──────── Recorded information ────────

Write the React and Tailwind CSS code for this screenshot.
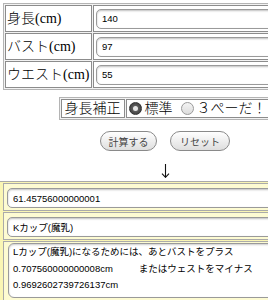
import React from "react";

const labels = [
  { label: "身長(cm)", value: "140" },
  { label: "バスト(cm)", value: "97" },
  { label: "ウエスト(cm)", value: "55" },
];

const inputCls =
  "block h-[20px] w-full rounded-[5px] border border-[#9a9a9a] bg-white pl-[5px] text-[9.5px] font-normal text-black outline-none shadow-[inset_0_1px_2px_rgba(0,0,0,0.25)] font-['Liberation_Sans','Noto_Sans_CJK_JP',sans-serif]";

const Radio = ({ checked }) =>
  checked ? (
    <span className="flex h-[13px] w-[13px] shrink-0 items-center justify-center rounded-full border border-[#333] bg-[radial-gradient(circle,#777_0%,#444_70%)]">
      <span className="h-[5px] w-[5px] rounded-full bg-[#e6e6e6]" />
    </span>
  ) : (
    <span className="h-[13px] w-[13px] shrink-0 rounded-full border border-[#9a9a9a] bg-[linear-gradient(#f4f4f4,#dcdcdc)]" />
  );

const Button = ({ children, width }) => (
  <button
    className={`flex h-[20px] items-center justify-center rounded-full border border-[#8a8a8a] bg-[linear-gradient(#ffffff,#dedede)] text-[10px] font-normal text-[#444] font-['Noto_Sans_CJK_JP',sans-serif] ${width}`}
  >
    {children}
  </button>
);

export default function App() {
  return (
    <div className="h-[300px] w-[268px] overflow-hidden bg-white">
      <div className="w-[330px] pt-[3px] font-['Liberation_Serif','Noto_Sans_CJK_JP',serif] font-light text-black">
        {/* input table */}
        <div className="ml-[3px] flex w-[324px] flex-col gap-px border border-[#b4b4b4] bg-[#f2f2f2] p-px">
          {labels.map((r) => (
            <div key={r.label} className="flex h-[27px] gap-px">
              <div className="flex w-[87px] shrink-0 items-center whitespace-nowrap border border-[#8c8c8c] bg-white pl-px text-[14px]">
                {r.label}
              </div>
              <div className="flex flex-1 items-center border border-[#8c8c8c] bg-white pl-[2px]">
                <input readOnly defaultValue={r.value} className={inputCls} />
              </div>
            </div>
          ))}
        </div>

        {/* height correction */}
        <div className="mx-auto mt-[7px] flex h-[23px] w-fit gap-px border border-[#b4b4b4] bg-[#f2f2f2] p-px">
          <div className="flex items-center whitespace-nowrap border border-[#8c8c8c] bg-white px-[3px] text-[14px]">
            身長補正
          </div>
          <div className="flex items-center gap-[3px] whitespace-nowrap border border-[#8c8c8c] bg-white px-[2px] text-[14px]">
            <Radio checked />
            <span>標準</span>
            <span className="ml-[2px]" />
            <Radio />
            <span>３ぺーだ！</span>
          </div>
        </div>

        {/* buttons */}
        <div className="mt-[11px] flex justify-center gap-[13px]">
          <Button width="w-[57px]">計算する</Button>
          <Button width="w-[60px]">リセット</Button>
        </div>

        <div className="flex h-[30px] items-end justify-center pb-[3px]">
          <svg width="9" height="14" viewBox="0 0 9 14" fill="none" stroke="#111" strokeWidth="1.1">
            <path d="M4.5 0V13.3" />
            <path d="M1 9.6L4.5 13.3L8 9.6" />
          </svg>
        </div>

        {/* results */}
        <div className="flex flex-col gap-px border-t border-[#aaa] bg-[#faf6b4] pl-[3px] pt-px">
          <div className="border border-[#aaa] bg-[#fdfbd2] pb-[2px] pl-[3px] pt-[4px]">
            <input readOnly defaultValue="61.45756000000001" className={inputCls} />
          </div>
          <div className="border border-[#aaa] bg-[#fdfbd2] pb-[2px] pl-[3px] pt-[4px]">
            <input readOnly defaultValue="Kカップ(魔乳)" className={inputCls} />
          </div>
          <div className="h-[70px] border border-[#aaa] bg-[#fdfbd2] pl-[4px] pt-px">
            <div className="rounded-[6px] border border-[#9a9a9a] bg-white pb-[3px] pl-[4px] pt-0 text-[9.5px] font-normal shadow-[inset_0_1px_2px_rgba(0,0,0,0.2)] font-['Liberation_Sans','Noto_Sans_CJK_JP',sans-serif]">
              <div className="h-[16.5px] whitespace-nowrap leading-[16.5px]">Lカップ(魔乳)になるためには、あとバストをプラス</div>
              <div className="h-[16.5px] whitespace-nowrap leading-[16.5px]">
                0.707560000000008cm<span className="inline-block w-[26px]" />またはウェストをマイナス
              </div>
              <div className="h-[16.5px] whitespace-nowrap leading-[16.5px]">0.9692602739726137cm</div>
            </div>
          </div>
        </div>
      </div>
    </div>
  );
}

────────

Write the listing out a second time exactly, dropping all images.

Finished answer:
Write the React and Tailwind CSS code for this screenshot.
import React from "react";

const labels = [
  { label: "身長(cm)", value: "140" },
  { label: "バスト(cm)", value: "97" },
  { label: "ウエスト(cm)", value: "55" },
];

const inputCls =
  "block h-[20px] w-full rounded-[5px] border border-[#9a9a9a] bg-white pl-[5px] text-[9.5px] font-normal text-black outline-none shadow-[inset_0_1px_2px_rgba(0,0,0,0.25)] font-['Liberation_Sans','Noto_Sans_CJK_JP',sans-serif]";

const Radio = ({ checked }) =>
  checked ? (
    <span className="flex h-[13px] w-[13px] shrink-0 items-center justify-center rounded-full border border-[#333] bg-[radial-gradient(circle,#777_0%,#444_70%)]">
      <span className="h-[5px] w-[5px] rounded-full bg-[#e6e6e6]" />
    </span>
  ) : (
    <span className="h-[13px] w-[13px] shrink-0 rounded-full border border-[#9a9a9a] bg-[linear-gradient(#f4f4f4,#dcdcdc)]" />
  );

const Button = ({ children, width }) => (
  <button
    className={`flex h-[20px] items-center justify-center rounded-full border border-[#8a8a8a] bg-[linear-gradient(#ffffff,#dedede)] text-[10px] font-normal text-[#444] font-['Noto_Sans_CJK_JP',sans-serif] ${width}`}
  >
    {children}
  </button>
);

export default function App() {
  return (
    <div className="h-[300px] w-[268px] overflow-hidden bg-white">
      <div className="w-[330px] pt-[3px] font-['Liberation_Serif','Noto_Sans_CJK_JP',serif] font-light text-black">
        {/* input table */}
        <div className="ml-[3px] flex w-[324px] flex-col gap-px border border-[#b4b4b4] bg-[#f2f2f2] p-px">
          {labels.map((r) => (
            <div key={r.label} className="flex h-[27px] gap-px">
              <div className="flex w-[87px] shrink-0 items-center whitespace-nowrap border border-[#8c8c8c] bg-white pl-px text-[14px]">
                {r.label}
              </div>
              <div className="flex flex-1 items-center border border-[#8c8c8c] bg-white pl-[2px]">
                <input readOnly defaultValue={r.value} className={inputCls} />
              </div>
            </div>
          ))}
        </div>

        {/* height correction */}
        <div className="mx-auto mt-[7px] flex h-[23px] w-fit gap-px border border-[#b4b4b4] bg-[#f2f2f2] p-px">
          <div className="flex items-center whitespace-nowrap border border-[#8c8c8c] bg-white px-[3px] text-[14px]">
            身長補正
          </div>
          <div className="flex items-center gap-[3px] whitespace-nowrap border border-[#8c8c8c] bg-white px-[2px] text-[14px]">
            <Radio checked />
            <span>標準</span>
            <span className="ml-[2px]" />
            <Radio />
            <span>３ぺーだ！</span>
          </div>
        </div>

        {/* buttons */}
        <div className="mt-[11px] flex justify-center gap-[13px]">
          <Button width="w-[57px]">計算する</Button>
          <Button width="w-[60px]">リセット</Button>
        </div>

        <div className="flex h-[30px] items-end justify-center pb-[3px]">
          <svg width="9" height="14" viewBox="0 0 9 14" fill="none" stroke="#111" strokeWidth="1.1">
            <path d="M4.5 0V13.3" />
            <path d="M1 9.6L4.5 13.3L8 9.6" />
          </svg>
        </div>

        {/* results */}
        <div className="flex flex-col gap-px border-t border-[#aaa] bg-[#faf6b4] pl-[3px] pt-px">
          <div className="border border-[#aaa] bg-[#fdfbd2] pb-[2px] pl-[3px] pt-[4px]">
            <input readOnly defaultValue="61.45756000000001" className={inputCls} />
          </div>
          <div className="border border-[#aaa] bg-[#fdfbd2] pb-[2px] pl-[3px] pt-[4px]">
            <input readOnly defaultValue="Kカップ(魔乳)" className={inputCls} />
          </div>
          <div className="h-[70px] border border-[#aaa] bg-[#fdfbd2] pl-[4px] pt-px">
            <div className="rounded-[6px] border border-[#9a9a9a] bg-white pb-[3px] pl-[4px] pt-0 text-[9.5px] font-normal shadow-[inset_0_1px_2px_rgba(0,0,0,0.2)] font-['Liberation_Sans','Noto_Sans_CJK_JP',sans-serif]">
              <div className="h-[16.5px] whitespace-nowrap leading-[16.5px]">Lカップ(魔乳)になるためには、あとバストをプラス</div>
              <div className="h-[16.5px] whitespace-nowrap leading-[16.5px]">
                0.707560000000008cm<span className="inline-block w-[26px]" />またはウェストをマイナス
              </div>
              <div className="h-[16.5px] whitespace-nowrap leading-[16.5px]">0.9692602739726137cm</div>
            </div>
          </div>
        </div>
      </div>
    </div>
  );
}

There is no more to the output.